HIX is designed on top of Intel SGX architecture and the PCI Express standard. We provide a brief overview of these
technologies in this section.
这部分进行 SGX、PCIe 的简述
2.1 Intel Software Guard Extensions (SGX)
Intel SGX is a hardware-based protection technology that provides a trusted execution environment (TEE) called an
enclave, protected even from the privileged software and direct hardware attacks. SGX protects the enclave memory and
execution contexts to support the strong isolated execution. The SGX hardware-based isolated execution is augmented by an attestation service that verifies the integrity of the code running on the enclave [1, 35].

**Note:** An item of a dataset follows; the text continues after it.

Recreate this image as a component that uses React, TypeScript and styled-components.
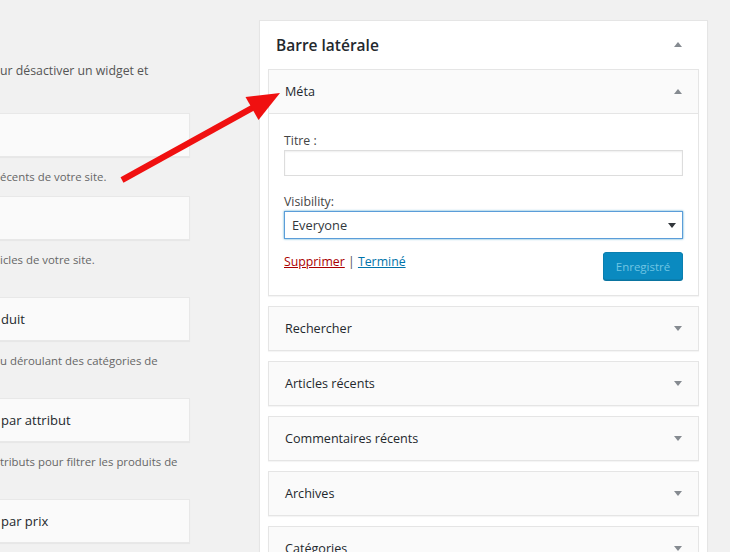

The main memory is untrusted under the SGX threat model, and thus, SGX provides memory encryption and access restriction
mechanisms to protect a small region of main memory for enclaves, called the enclave page cache (EPC). Although SGX uses
the virtual memory support provided by the untrusted OS, it protects EPC pages from unauthorized accesses with
hardware-based verification. Figure 1 illustrates the structure of SGX address space. In the figure, ELRANGE (Enclave
Linear Address Range) is the protected virtual address range in the enclave, and the pages in the range are guaranteed
to be mapped to EPC pages. When an enclave is created, the system software registers the virtual address and
corresponding EPC physical address of a page in the protected memory using EADD SGX instruction. During handling of the
EADD instruction, the hardware stores the mapping information in the enclave page cache map (EPCM) to verify future
accesses to the page during address translation in MMU [9].

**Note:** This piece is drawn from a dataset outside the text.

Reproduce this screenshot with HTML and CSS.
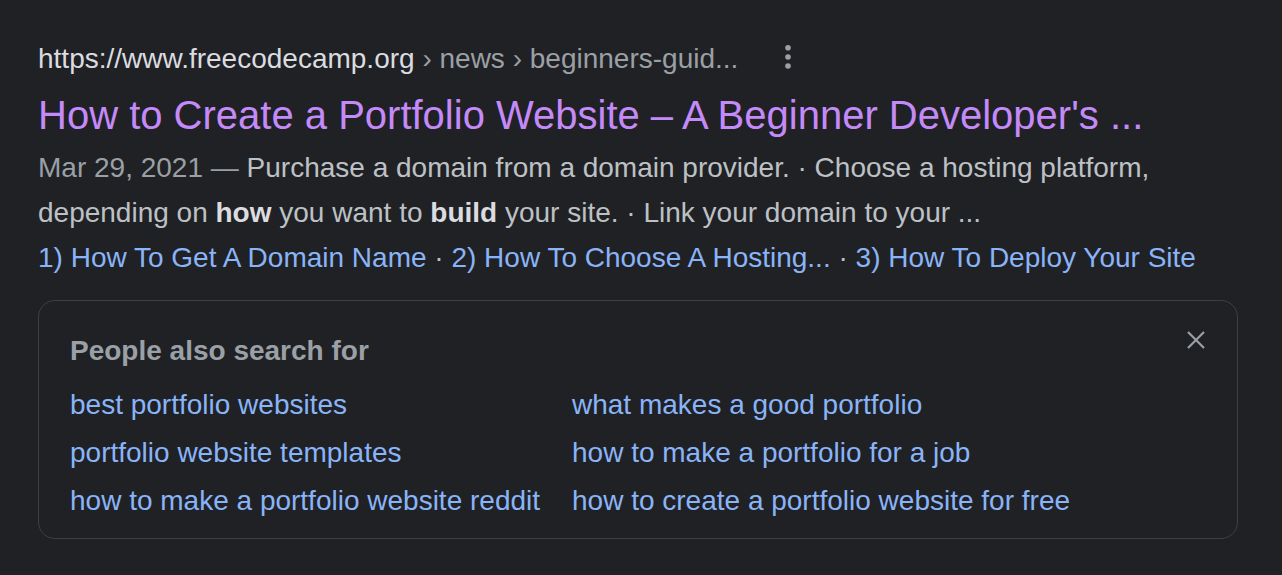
FILE: index.html
```html
<!DOCTYPE html>
<html lang="en">
<head>
<meta charset="utf-8">
<title>Search result</title>
<link rel="stylesheet" href="styles.css">
</head>
<body>
<main class="result">
  <div class="url-row">
    <cite class="url"><span class="domain">https://www.freecodecamp.org</span><span class="path"> › news › beginners-guid...</span></cite>
    <svg class="kebab" width="8" height="28" viewBox="0 0 8 28" aria-hidden="true">
      <circle cx="4" cy="4.7" r="2.8" fill="#9aa0a6"/>
      <circle cx="4" cy="14" r="2.8" fill="#9aa0a6"/>
      <circle cx="4" cy="23" r="2.8" fill="#9aa0a6"/>
    </svg>
  </div>
  <h3 class="title">How to Create a Portfolio Website – A Beginner Developer's ...</h3>
  <div class="snippet">
    <span class="date">Mar 29, 2021 — </span>Purchase a domain from a domain provider. · Choose a hosting platform, depending on <b>how</b> you want to <b>build</b> your site. · Link your domain to your ...
  </div>
  <div class="sitelinks">
    <a class="sitelink">1) How To Get A Domain Name</a><span class="sep"> · </span><a class="sitelink">2) How To Choose A Hosting...</a><span class="sep"> · </span><a class="sitelink">3) How To Deploy Your Site</a>
  </div>

  <section class="related">
    <div class="related-head">
      <h4 class="related-title">People also search for</h4>
      <svg class="close" width="20" height="20" viewBox="0 0 20 20" aria-hidden="true">
        <path d="M2 2 L18 18 M18 2 L2 18" stroke="#9aa0a6" stroke-width="2.2" fill="none"/>
      </svg>
    </div>
    <div class="related-grid">
      <a class="rel-link">best portfolio websites</a>
      <a class="rel-link">what makes a good portfolio</a>
      <a class="rel-link">portfolio website templates</a>
      <a class="rel-link">how to make a portfolio for a job</a>
      <a class="rel-link">how to make a portfolio website reddit</a>
      <a class="rel-link">how to create a portfolio website for free</a>
    </div>
  </section>
</main>
</body>
</html>
```

FILE: styles.css
```css
html, body {
  margin: 0;
  padding: 0;
  background: #202124;
}

body {
  font-family: Arial, "Liberation Sans", sans-serif;
  color: #bdc1c6;
  height: 575px;
  overflow: hidden;
}

.result {
  width: 1200px;
  padding: 39px 0 0 38px;
}

.url-row {
  display: flex;
  align-items: center;
  height: 40px;
}

.url {
  font-style: normal;
  font-size: 28px;
  line-height: 40px;
  white-space: nowrap;
}

.domain {
  color: #dadce0;
}

.path {
  color: #9aa0a6;
}

.kebab {
  margin-left: 46px;
  margin-top: -4px;
  flex: none;
}

.title {
  margin: 10px 0 0;
  font-size: 40px;
  line-height: 52px;
  font-weight: normal;
  color: #c58af9;
  white-space: nowrap;
}

.snippet {
  margin-top: 4px;
  font-size: 28px;
  line-height: 45px;
  color: #bdc1c6;
}

.snippet b {
  color: #dadce0;
  font-weight: bold;
}

.date {
  color: #9aa0a6;
}

.sitelinks {
  font-size: 28px;
  line-height: 45px;
  white-space: nowrap;
}

.sitelink {
  color: #8ab4f8;
}

.sep {
  color: #bdc1c6;
}

.related {
  margin-top: 20px;
  border: 1px solid #3c4043;
  border-radius: 17px;
  padding: 30px 31px 13px 31px;
}

.related-head {
  display: flex;
  justify-content: space-between;
  align-items: flex-start;
}

.related-title {
  margin: 0;
  font-size: 28px;
  line-height: 40px;
  font-weight: bold;
  color: #9aa0a6;
}

.close {
  margin-top: -1px;
  margin-right: 0;
  flex: none;
}

.related-grid {
  margin-top: 10px;
  display: grid;
  grid-template-columns: 502px 1fr;
}

.rel-link {
  font-size: 28px;
  line-height: 48px;
  color: #8ab4f8;
  white-space: nowrap;
}
```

Modern GPUs are connected to the system via the PCI Express (PCIe) interface. The PCIe interface facilitates
memorymapped I/O (MMIO) access to PCIe devices for software. Since the MMIO mechanism maps the hardware registers and
memory of a device to the system memory address space for software, this enables the software to transparently access
the PCIe devices using regular memory addresses. Figure 2 illustrates how the system routes device access requests to
the device by using the system memory address map [49]. CPU is responsible for distinguishing accesses to the MMIO
regions from main memory accesses. It uses its internal hardware registers which are initialized by BIOS at system boot
time, to route access requests for MMIO appropriately [19]. When the address of a memory access is for the MMIO region,
the PCIe root complex takes the request. As PCIe devices are attached to the system as a tree, where the PCIe root
complex is its root, the root complex creates a PCIe transaction packet and routes it to the desired device, using the
hardware routing registers [5, 43]. These registers are also initialized by the BIOS at system boot time to cover the
entire physical address ranges of attached devices.
Modern PCIe devices use direct memory access (DMA) to directly read or write the main memory without CPU intervention.
The DMA arrows in Figure 2 show how the system routes the DMA request. An input/output memory management unit (IOMMU) can be used to translate device addresses to physical addresses for DMAs [42].